So I’m a decently attractive (judging from others reactions/opinions of me), calm, happy, and confident girl. Just got out of a LTR. I met this really awesome guy, he’s my type, attractive, funny, we share many similar interests and opinions, get along wonderfully. We are both pretty laid back people in general. We’ve hung out, in the most literal sense of the term, a few times in the last few weeks (we’ve both initiated equally). Its been really…platonic. I’m not looking to dive head first into anything right now but I want SOMETHING to happen here. I’m not a very pushy person and I’m used to guys being really forward with me about what they want, so I’m stuck.
Anyways, we grab dinner and drinks last night and were there for 4 hours talking (drove separately, split the bill when I offered). I thought it went really well. We went on a walk and continued talking for a while before parting ways.
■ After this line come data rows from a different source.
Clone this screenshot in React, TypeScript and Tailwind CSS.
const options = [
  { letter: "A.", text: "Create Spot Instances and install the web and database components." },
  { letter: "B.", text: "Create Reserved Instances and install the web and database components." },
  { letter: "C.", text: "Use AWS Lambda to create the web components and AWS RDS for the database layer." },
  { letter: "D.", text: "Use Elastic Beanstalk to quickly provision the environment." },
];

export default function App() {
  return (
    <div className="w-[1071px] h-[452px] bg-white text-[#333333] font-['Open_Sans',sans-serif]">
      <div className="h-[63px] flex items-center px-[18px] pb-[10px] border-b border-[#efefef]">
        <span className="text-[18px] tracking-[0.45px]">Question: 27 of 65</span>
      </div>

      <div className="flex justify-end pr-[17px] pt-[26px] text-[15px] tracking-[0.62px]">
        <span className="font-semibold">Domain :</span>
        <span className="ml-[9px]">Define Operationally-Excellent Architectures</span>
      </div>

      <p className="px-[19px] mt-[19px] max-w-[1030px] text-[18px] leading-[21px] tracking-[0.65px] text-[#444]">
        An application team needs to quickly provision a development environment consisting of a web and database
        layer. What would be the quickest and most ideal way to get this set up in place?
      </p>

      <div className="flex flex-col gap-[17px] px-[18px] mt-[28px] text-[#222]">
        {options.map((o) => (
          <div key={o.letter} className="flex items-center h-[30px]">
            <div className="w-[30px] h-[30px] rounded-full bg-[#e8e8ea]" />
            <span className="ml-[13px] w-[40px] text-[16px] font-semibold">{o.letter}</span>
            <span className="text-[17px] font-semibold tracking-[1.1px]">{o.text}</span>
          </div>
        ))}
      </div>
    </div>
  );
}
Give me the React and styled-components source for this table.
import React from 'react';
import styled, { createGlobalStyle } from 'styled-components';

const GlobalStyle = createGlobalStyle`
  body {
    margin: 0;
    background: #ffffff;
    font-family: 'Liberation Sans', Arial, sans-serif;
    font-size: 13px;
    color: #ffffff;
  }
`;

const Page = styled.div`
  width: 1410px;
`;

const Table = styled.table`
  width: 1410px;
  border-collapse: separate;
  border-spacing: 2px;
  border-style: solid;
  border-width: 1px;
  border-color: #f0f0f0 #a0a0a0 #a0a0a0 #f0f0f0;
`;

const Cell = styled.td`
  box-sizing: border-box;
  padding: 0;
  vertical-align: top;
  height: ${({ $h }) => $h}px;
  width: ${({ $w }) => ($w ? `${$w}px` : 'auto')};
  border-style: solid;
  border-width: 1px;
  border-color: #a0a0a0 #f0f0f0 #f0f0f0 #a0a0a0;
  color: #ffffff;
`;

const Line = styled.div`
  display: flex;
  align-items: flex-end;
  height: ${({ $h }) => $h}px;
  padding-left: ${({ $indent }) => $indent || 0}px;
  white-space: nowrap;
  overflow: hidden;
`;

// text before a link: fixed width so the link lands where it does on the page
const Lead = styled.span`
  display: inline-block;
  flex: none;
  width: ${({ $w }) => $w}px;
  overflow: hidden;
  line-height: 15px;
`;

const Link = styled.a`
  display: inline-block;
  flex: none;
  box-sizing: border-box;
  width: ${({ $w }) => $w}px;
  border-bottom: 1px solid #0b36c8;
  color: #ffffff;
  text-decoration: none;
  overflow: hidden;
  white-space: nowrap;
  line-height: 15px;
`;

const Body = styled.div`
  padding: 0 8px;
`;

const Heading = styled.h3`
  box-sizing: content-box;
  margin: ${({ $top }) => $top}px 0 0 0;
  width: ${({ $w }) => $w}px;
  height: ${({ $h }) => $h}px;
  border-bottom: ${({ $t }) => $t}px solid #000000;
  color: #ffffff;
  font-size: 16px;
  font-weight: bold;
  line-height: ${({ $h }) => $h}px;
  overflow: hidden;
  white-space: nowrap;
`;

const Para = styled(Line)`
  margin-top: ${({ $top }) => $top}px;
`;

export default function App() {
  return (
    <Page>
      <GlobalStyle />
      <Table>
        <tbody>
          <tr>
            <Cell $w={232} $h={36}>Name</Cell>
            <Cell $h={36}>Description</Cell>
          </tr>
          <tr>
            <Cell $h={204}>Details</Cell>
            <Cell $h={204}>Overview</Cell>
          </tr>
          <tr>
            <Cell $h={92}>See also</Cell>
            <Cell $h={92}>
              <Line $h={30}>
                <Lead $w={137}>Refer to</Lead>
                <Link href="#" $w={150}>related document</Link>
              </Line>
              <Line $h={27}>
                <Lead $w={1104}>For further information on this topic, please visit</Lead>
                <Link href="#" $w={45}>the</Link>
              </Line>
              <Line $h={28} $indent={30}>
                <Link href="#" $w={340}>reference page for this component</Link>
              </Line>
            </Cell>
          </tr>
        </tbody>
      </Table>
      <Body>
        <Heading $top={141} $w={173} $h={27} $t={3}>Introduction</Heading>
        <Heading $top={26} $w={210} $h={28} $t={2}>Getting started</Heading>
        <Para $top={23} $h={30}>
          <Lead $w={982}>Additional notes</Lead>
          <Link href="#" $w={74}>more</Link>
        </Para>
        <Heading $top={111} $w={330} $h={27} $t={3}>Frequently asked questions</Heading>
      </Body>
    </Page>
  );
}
I acknowledge that I’m not very forward when it comes to when I’m interested in someone, so in combination with that and our collective laid-back-ness I’m fighting an uphill battle on the sexual chemistry train.
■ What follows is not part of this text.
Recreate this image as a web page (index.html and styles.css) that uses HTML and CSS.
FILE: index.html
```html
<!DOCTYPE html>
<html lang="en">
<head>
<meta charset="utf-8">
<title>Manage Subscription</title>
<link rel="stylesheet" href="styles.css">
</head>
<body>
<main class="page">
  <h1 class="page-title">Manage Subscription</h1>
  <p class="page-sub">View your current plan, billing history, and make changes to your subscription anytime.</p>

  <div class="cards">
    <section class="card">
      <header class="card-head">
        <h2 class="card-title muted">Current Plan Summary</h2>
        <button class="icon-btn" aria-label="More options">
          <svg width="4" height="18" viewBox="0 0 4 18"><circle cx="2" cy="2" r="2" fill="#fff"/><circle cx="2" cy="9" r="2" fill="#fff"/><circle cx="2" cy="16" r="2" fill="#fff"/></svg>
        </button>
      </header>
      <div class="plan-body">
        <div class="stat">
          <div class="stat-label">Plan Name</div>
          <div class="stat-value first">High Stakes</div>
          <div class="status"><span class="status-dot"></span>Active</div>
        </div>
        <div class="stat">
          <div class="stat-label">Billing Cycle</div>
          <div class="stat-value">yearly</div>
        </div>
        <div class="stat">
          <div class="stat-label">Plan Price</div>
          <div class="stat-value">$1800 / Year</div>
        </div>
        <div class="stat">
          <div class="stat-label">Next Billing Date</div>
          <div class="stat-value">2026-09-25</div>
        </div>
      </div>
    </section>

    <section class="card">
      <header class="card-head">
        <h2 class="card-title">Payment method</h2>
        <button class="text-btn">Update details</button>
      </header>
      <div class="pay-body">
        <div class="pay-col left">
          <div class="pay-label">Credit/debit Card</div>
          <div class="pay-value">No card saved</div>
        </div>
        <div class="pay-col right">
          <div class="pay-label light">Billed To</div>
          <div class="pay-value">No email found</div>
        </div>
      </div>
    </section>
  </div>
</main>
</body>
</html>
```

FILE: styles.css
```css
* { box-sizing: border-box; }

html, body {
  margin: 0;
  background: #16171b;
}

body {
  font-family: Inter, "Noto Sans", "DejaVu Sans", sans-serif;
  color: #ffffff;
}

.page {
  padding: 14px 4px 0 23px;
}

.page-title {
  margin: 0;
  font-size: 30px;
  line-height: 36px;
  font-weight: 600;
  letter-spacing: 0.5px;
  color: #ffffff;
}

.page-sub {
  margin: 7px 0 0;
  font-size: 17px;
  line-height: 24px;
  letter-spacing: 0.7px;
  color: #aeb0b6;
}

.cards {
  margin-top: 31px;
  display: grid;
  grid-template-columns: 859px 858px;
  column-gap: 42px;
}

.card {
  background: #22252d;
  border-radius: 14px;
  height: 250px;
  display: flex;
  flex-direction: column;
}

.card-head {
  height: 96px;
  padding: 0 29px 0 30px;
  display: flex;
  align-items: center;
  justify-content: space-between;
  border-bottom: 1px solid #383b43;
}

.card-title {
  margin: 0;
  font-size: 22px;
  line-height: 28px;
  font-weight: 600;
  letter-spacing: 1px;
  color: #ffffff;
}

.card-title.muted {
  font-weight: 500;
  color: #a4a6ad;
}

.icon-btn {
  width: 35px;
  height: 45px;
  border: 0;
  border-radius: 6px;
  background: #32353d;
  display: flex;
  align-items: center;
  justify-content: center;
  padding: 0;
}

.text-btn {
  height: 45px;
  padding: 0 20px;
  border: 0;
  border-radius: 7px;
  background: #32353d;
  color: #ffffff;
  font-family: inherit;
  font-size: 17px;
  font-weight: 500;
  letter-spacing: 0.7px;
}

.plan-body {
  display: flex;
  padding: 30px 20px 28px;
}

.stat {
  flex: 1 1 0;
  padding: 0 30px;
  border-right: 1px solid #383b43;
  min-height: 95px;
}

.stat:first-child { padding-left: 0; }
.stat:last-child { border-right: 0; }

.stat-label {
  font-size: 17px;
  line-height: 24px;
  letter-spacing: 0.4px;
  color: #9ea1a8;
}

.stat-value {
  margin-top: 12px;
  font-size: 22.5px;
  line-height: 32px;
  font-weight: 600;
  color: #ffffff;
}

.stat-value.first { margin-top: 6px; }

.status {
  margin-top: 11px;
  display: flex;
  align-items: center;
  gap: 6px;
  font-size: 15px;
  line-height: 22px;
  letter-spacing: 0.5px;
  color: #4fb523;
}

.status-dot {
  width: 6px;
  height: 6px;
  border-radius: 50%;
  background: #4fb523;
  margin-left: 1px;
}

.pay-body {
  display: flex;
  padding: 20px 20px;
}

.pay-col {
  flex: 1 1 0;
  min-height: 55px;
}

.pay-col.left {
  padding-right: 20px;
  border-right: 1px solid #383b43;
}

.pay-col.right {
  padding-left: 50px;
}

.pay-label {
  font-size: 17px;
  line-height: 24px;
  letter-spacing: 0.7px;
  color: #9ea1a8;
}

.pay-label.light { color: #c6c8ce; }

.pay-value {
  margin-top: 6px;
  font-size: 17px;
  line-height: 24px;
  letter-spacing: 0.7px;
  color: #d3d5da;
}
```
My question is would it be wrong to just come out and ask him? In a very “hey, I’m really into you, and kinda need to know if you’re into me too” type way? I don’t want to scare him off, but I also don’t play games. My best guess is either he’s not into me any more than a friend, or the signs I’m trying to give off aren’t enough for him to make a move.The whole touch barrier thing is so easy with us that there’s no “spark”, if that makes any sense.
I’d really appreciate some help on if/how to go about asking. Thanks!
You may or may not realize it, but I’m a pretty laid back guy too. It took me a very long time to realize that being laid-back and cool with just about everything is great for maintaining friendships, but terrible for dating and showing interest. I learned late in my dating life that in order to find success in dating, I needed to convey my attraction with directness and honesty, even if it meant losing some of my nonchalant “cool” in the process. I’ve been in a few situations like your situation and I’m telling you what I would tell younger Demetrius if I ever met him: Use your words!
I have nothing against how you’re approaching dating this guy and it sounds to me like you both are already on the way to establishing a solid base for dating. Friendship is a really good start for a relationship. The only problem is that neither one of you has established how attracted you are to each other person. Don’t feel too bad about it though, it’s better to be in this sort of position than the opposite, where your sexual attraction is there but you can’t tell if they actually like spending time with you. Trust me, it’s less of an uphill battle than you think. If he’s already spending time with you on dates then you at least know he’s into you, even if it’s only on a platonic level.
To answer your question of whether it would be wrong to just come out and ask him if he’s into you…of course it’s not wrong! What could be wrong about asking an innocent question? While I am a self-professed laid back person, I tend to counsel open and honest communication, even if it can get awkward or uncomfortable for you. I think it will serve you well to get the question out-of-the-way as soon as possible before you really start to fall for this guy. I wont get into the guessing game of why he hasn’t made a move because…what’s the point? It doesn’t matter why he hasn’t made a move, it only matters if he’s interested or not.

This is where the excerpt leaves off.